- AIM OF THE TASK: Extract each line of the records below that contains the word "Give".
>>>>
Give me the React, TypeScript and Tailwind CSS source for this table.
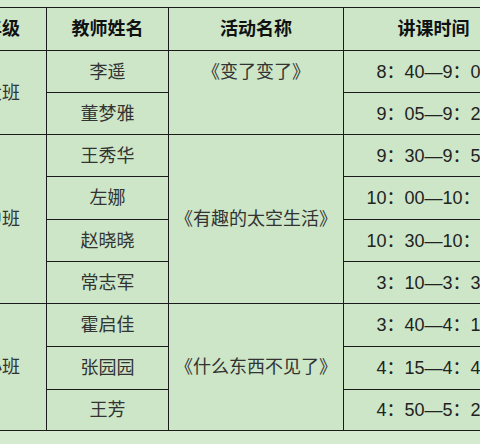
const GROUPS = [
  {
    grade: '大班',
    activity: '《变了变了》',
    top: true,
    rows: [
      { teacher: '李遥', time: '8：40—9：05', h: 'h-[42px]' },
      { teacher: '董梦雅', time: '9：05—9：25', h: 'h-[42px]' },
    ],
  },
  {
    grade: '中班',
    activity: '《有趣的太空生活》',
    top: false,
    rows: [
      { teacher: '王秀华', time: '9：30—9：55', h: 'h-[42px]' },
      { teacher: '左娜', time: '10：00—10：25', h: 'h-[43px]' },
      { teacher: '赵晓晓', time: '10：30—10：55', h: 'h-[42px]' },
      { teacher: '常志军', time: '3：10—3：35', h: 'h-[42px]' },
    ],
  },
  {
    grade: '小班',
    activity: '《什么东西不见了》',
    top: false,
    rows: [
      { teacher: '霍启佳', time: '3：40—4：10', h: 'h-[43px]' },
      { teacher: '张园园', time: '4：15—4：45', h: 'h-[43px]' },
      { teacher: '王芳', time: '4：50—5：20', h: 'h-[41px]' },
    ],
  },
];

const cell = 'border-[1.5px] border-[#1b1b1b] text-center align-middle p-0';

export default function App() {
  return (
    <div
      className="w-[480px] h-[444px] overflow-hidden bg-[#d4ebd0] pt-[7px]"
      style={{ fontFamily: '"Liberation Sans", "Noto Sans CJK SC", sans-serif' }}
    >
      <table className="-ml-[43px] w-[566px] table-fixed border-collapse bg-[#cce6c7] text-[18px] leading-none">
        <colgroup>
          <col className="w-[89px]" />
          <col className="w-[122px]" />
          <col className="w-[175px]" />
          <col className="w-[180px]" />
        </colgroup>
        <thead>
          <tr className="h-[43px] text-[#111] font-bold">
            <th className={cell}>年级</th>
            <th className={cell}>教师姓名</th>
            <th className={cell}>活动名称</th>
            <th className={cell}>讲课时间</th>
          </tr>
        </thead>
        <tbody className="text-[#333]">
          {GROUPS.map((g) =>
            g.rows.map((r, i) => (
              <tr key={r.teacher} className={r.h}>
                {i === 0 && (
                  <td rowSpan={g.rows.length} className={cell}>
                    {g.grade}
                  </td>
                )}
                <td className={cell}>{r.teacher}</td>
                {i === 0 && (
                  <td
                    rowSpan={g.rows.length}
                    className={g.top ? 'border-[1.5px] border-[#1b1b1b] text-center align-top p-0 pt-[12px]' : cell}
                  >
                    {g.activity}
                  </td>
                )}
                <td className={`${cell} text-[#222]`}>{r.time}</td>
              </tr>
            ))
          )}
        </tbody>
      </table>
    </div>
  );
}
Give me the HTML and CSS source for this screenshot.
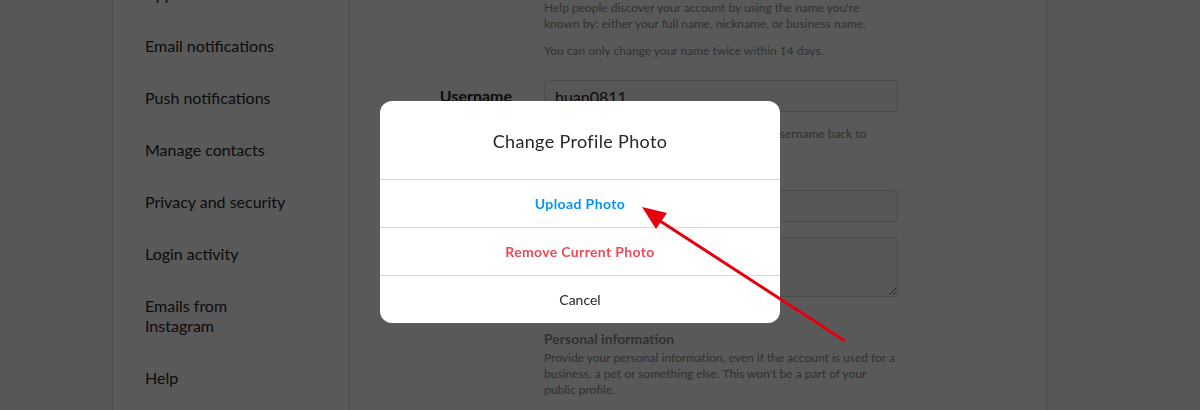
FILE: index.html
```html
<!DOCTYPE html>
<html lang="en">

<head>
    <meta charset="UTF-8">
    <meta name="viewport" content="width=device-width, initial-scale=1.0">
    <title>Edit Profile</title>
    <link rel="stylesheet" href="styles.css">
</head>

<body>
    <div class="settings">
        <!-- Sidebar menu -->
        <ul class="menu">
            <li>Edit profile</li>
            <li>Change password</li>
            <li>Apps and websites</li>
            <li>Email notifications</li>
            <li>Push notifications</li>
            <li>Manage contacts</li>
            <li>Privacy and security</li>
            <li>Login activity</li>
            <li>Emails from Instagram</li>
            <li>Help</li>
        </ul>

        <!-- Form -->
        <div class="main">
            <div class="field-row avatar-row">
                <div class="field-label"><span class="avatar"></span></div>
                <div class="field-input">
                    <div class="avatar-name">huan0811</div>
                    <div class="avatar-link">Change profile photo</div>
                </div>
            </div>

            <div class="field-row row-name">
                <label class="field-label">Name</label>
                <div class="field-input">
                    <input type="text" value="Huan">
                    <p class="help help-first">Help people discover your account by using the name you're known by: either your full name, nickname, or business name.</p>
                    <p class="help help-second">You can only change your name twice within 14 days.</p>
                </div>
            </div>

            <div class="field-row row-username">
                <label class="field-label">Username</label>
                <div class="field-input">
                    <input type="text" value="huan0811">
                    <p class="help help-username">In most cases, you'll be able to change your username back to huan0811 for another 14 days.</p>
                </div>
            </div>

            <div class="field-row row-website">
                <label class="field-label">Website</label>
                <div class="field-input">
                    <input type="text" placeholder="Website">
                </div>
            </div>

            <div class="field-row row-bio">
                <label class="field-label">Bio</label>
                <div class="field-input">
                    <textarea></textarea>
                </div>
            </div>

            <div class="field-row row-personal">
                <div class="field-label"></div>
                <div class="field-input">
                    <h2 class="personal-title">Personal information</h2>
                    <p class="help">Provide your personal information, even if the account is used for a business, a pet or something else. This won't be a part of your public profile.</p>
                </div>
            </div>
        </div>
    </div>

    <!-- Dialog -->
    <div class="backdrop">
        <div class="dialog">
            <h3 class="dialog-title">Change Profile Photo</h3>
            <button class="dialog-btn btn-upload">Upload Photo</button>
            <button class="dialog-btn btn-remove">Remove Current Photo</button>
            <button class="dialog-btn btn-cancel">Cancel</button>
        </div>
    </div>

    <svg class="arrow" width="1200" height="410" viewBox="0 0 1200 410">
        <line x1="845" y1="341" x2="657" y2="219" stroke="#e5000f" stroke-width="3" />
        <polygon points="642,207 667,213 656,229" fill="#e5000f" />
    </svg>
</body>

</html>
```

FILE: styles.css
```css
body {
    font-family: Lato, "Liberation Sans", sans-serif;
    margin: 0;
    background-color: #fafafa;
    color: #262626;
    overflow: hidden;
}

.settings {
    display: flex;
    width: 933px;
    margin: -136px 0 0 112px;
    background-color: #fff;
    border: 1px solid #dbdbdb;
    height: 700px;
}

/* Sidebar */
.menu {
    list-style: none;
    margin: -1px 0 0;
    padding: 0;
    width: 236px;
    border-right: 1px solid #dbdbdb;
    flex-shrink: 0;
}

.menu li {
    font-size: 16px;
    line-height: 20px;
    padding: 16px 56px 16px 32px;
}

/* Form */
.main {
    flex: 1;
}

.field-row {
    display: grid;
    grid-template-columns: 162px 354px;
    column-gap: 32px;
    align-items: start;
}

.field-label {
    font-size: 16px;
    font-weight: 700;
    line-height: 32px;
    text-align: right;
}

.avatar-row {
    margin-top: 32px;
    height: 42px;
}

.avatar {
    display: inline-block;
    width: 38px;
    height: 38px;
    border-radius: 50%;
    background-color: #dbdbdb;
}

.avatar-name {
    font-size: 20px;
    line-height: 22px;
}

.avatar-link {
    font-size: 14px;
    font-weight: 700;
    color: #0095f6;
}

.row-name {
    margin-top: 16px;
}

.row-username {
    margin-top: 21px;
}

.row-website {
    margin-top: 32px;
}

.row-bio {
    margin-top: 15px;
}

.row-personal {
    margin-top: 33px;
}

input,
textarea {
    display: block;
    width: 100%;
    box-sizing: border-box;
    border: 1px solid #dbdbdb;
    border-radius: 3px;
    background-color: #fafafa;
    color: #262626;
    font-family: inherit;
    font-size: 16px;
    padding: 0 10px;
}

input {
    height: 32px;
}

textarea {
    height: 60px;
    padding: 6px 10px;
}

input::placeholder {
    color: transparent;
}

.help {
    margin: 0;
    font-size: 12px;
    line-height: 16px;
    color: #8e8e8e;
}

.help-first {
    margin-top: 13px;
    max-width: 340px;
}

.help-second {
    margin-top: 11px;
}

.help-username {
    margin-top: 14px;
}

.personal-title {
    margin: 0 0 2px;
    font-size: 14px;
    line-height: 18px;
    font-weight: 700;
    color: #8e8e8e;
}

/* Dialog */
.backdrop {
    position: fixed;
    inset: 0;
    background-color: rgba(0, 0, 0, 0.65);
    display: flex;
    justify-content: center;
    align-items: flex-start;
    padding: 101px 40px 0 0;
}

.dialog {
    width: 400px;
    background-color: #fff;
    border-radius: 12px;
    overflow: hidden;
    display: flex;
    flex-direction: column;
}

.dialog-title {
    margin: 0;
    height: 78px;
    line-height: 80px;
    text-align: center;
    font-size: 18px;
    font-weight: 400;
    letter-spacing: 0.35px;
    color: #262626;
}

.dialog-btn {
    height: 48px;
    border: none;
    border-top: 1px solid #dbdbdb;
    background: none;
    font-family: inherit;
    font-size: 14px;
    cursor: pointer;
    padding: 0;
}

.btn-upload {
    color: #0095f6;
    font-weight: 700;
    letter-spacing: 0.4px;
}

.btn-remove {
    color: #ed4956;
    font-weight: 700;
    letter-spacing: 0.35px;
}

.btn-cancel {
    color: #262626;
}

.arrow {
    position: fixed;
    left: 0;
    top: 0;
    pointer-events: none;
}
```
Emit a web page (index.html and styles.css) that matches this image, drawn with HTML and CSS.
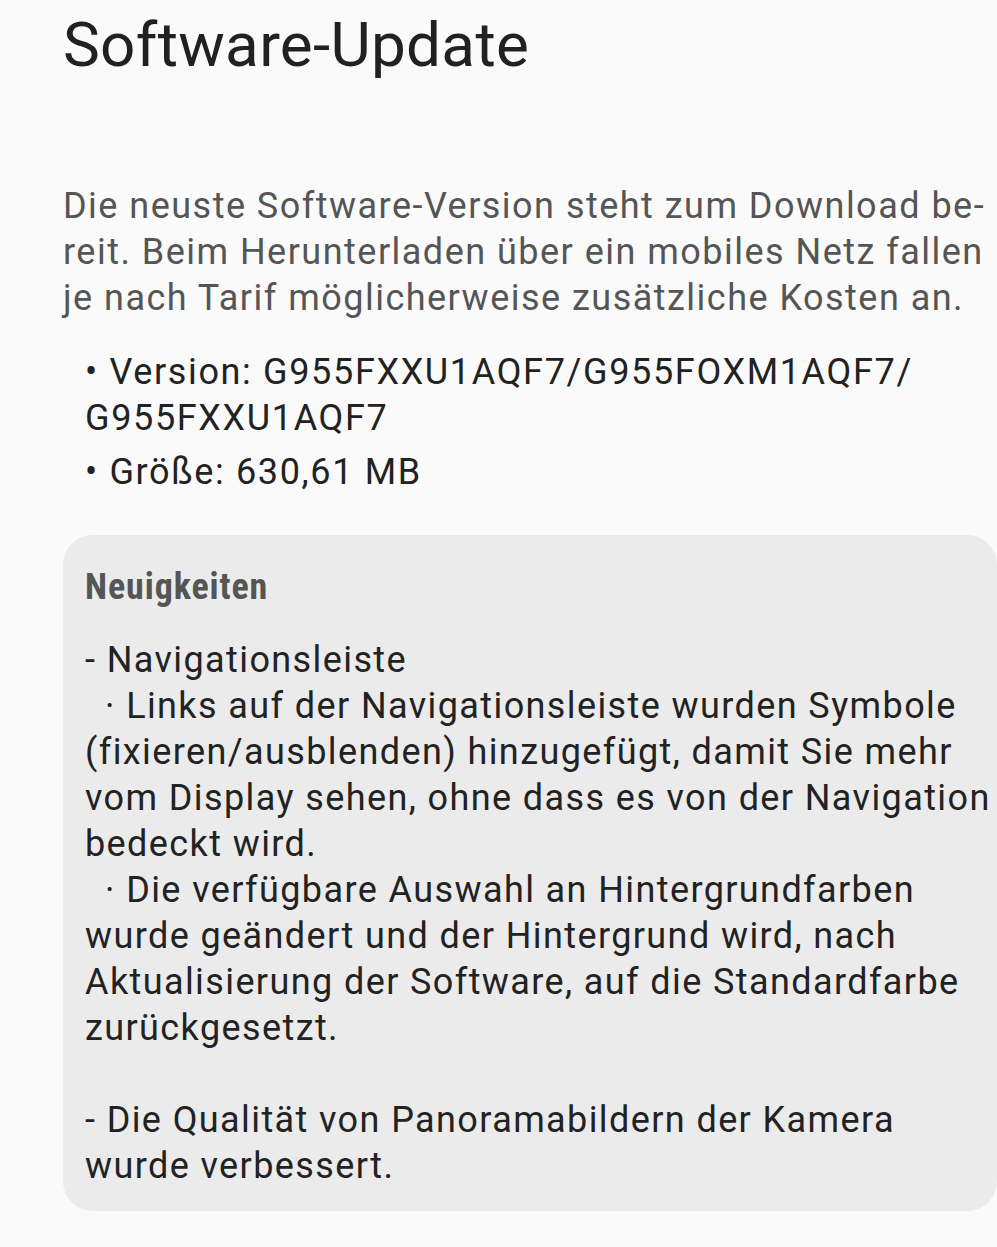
<<<<
- EXERCISE RESULT:
Give me the React, TypeScript and Tailwind CSS source for this table.
Give me the HTML and CSS source for this screenshot.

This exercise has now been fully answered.